Jun 26, 2014
This week's Snapshots feature younger and emerging writers in honour of our Poetry Lives Here! campaign. The following books are three examples of the new and emerging voices in Canadian poetry today. Each of these debut collections grab us with their unique use of language and show us the importance of writing and being heard.
Failure to Thrive
Suzannah Showler holds an MA in creative writing from the University of Toronto. She was the winner of the Matrix LitPOP Award for Poetry in 2012, and was a finalist for the 2013 Bronwen Wallace Award for Emerging Writers. Her debut poetry collection Failure to Thrive began as her Master's thesis and evolved through her mentorships with writers such as Ken Babstock and Roesmary Sullivan. But the narrative voice in Failure to Thrive is entirely Showler's own, and it is a powerful one as well. Her navigation between the funny and the broken is both startling and captivating, and makes us wonder whether the two are more similar than we might think. Failure to Thrive promises to be the first of many strong books from Showler.
Coach House Books
Brecken Hancock's is Reviews Editor for Arc Poetry Magazine and Interviews Editor for Canadian Women in the Literary Arts. Broom Broom is her first book of poems and, like Showler, is sure to be one of many. The poems in Broom Broom are not only unlike other Canadian poetry, but they also have a uniqueness from one another. That is not to say that Hancock does not have a strong voice (because she does) but that she has a seemingly endless imagination. The poems in Broom Broom are painful, funny, devastating, and beautiful. They simply deserve to be read.

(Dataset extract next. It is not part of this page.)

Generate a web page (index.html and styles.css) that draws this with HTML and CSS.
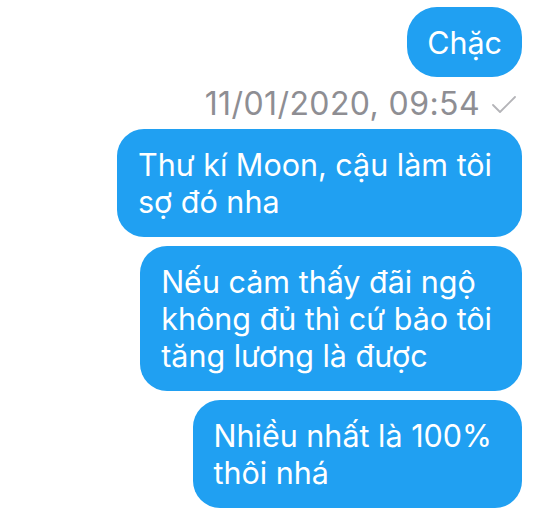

Steven Artelle has a Ph.D. in English Literature from the University of Western Ontario. In 2013, Angel House Press published his chapbook four hundred rabbits, an excerpt from a work in progress. Metropantheon is his first collection of poetry, and a great introduction to Artelle, if you haven't read him yet. Artelle makes Canadian poetry feel new with his raw and unique poetic voice which turns the everyday into the mythological with his precise imagination. Metropantheon's strong poems are right up there with, as he puts it, "all the arts that pierce the clouds."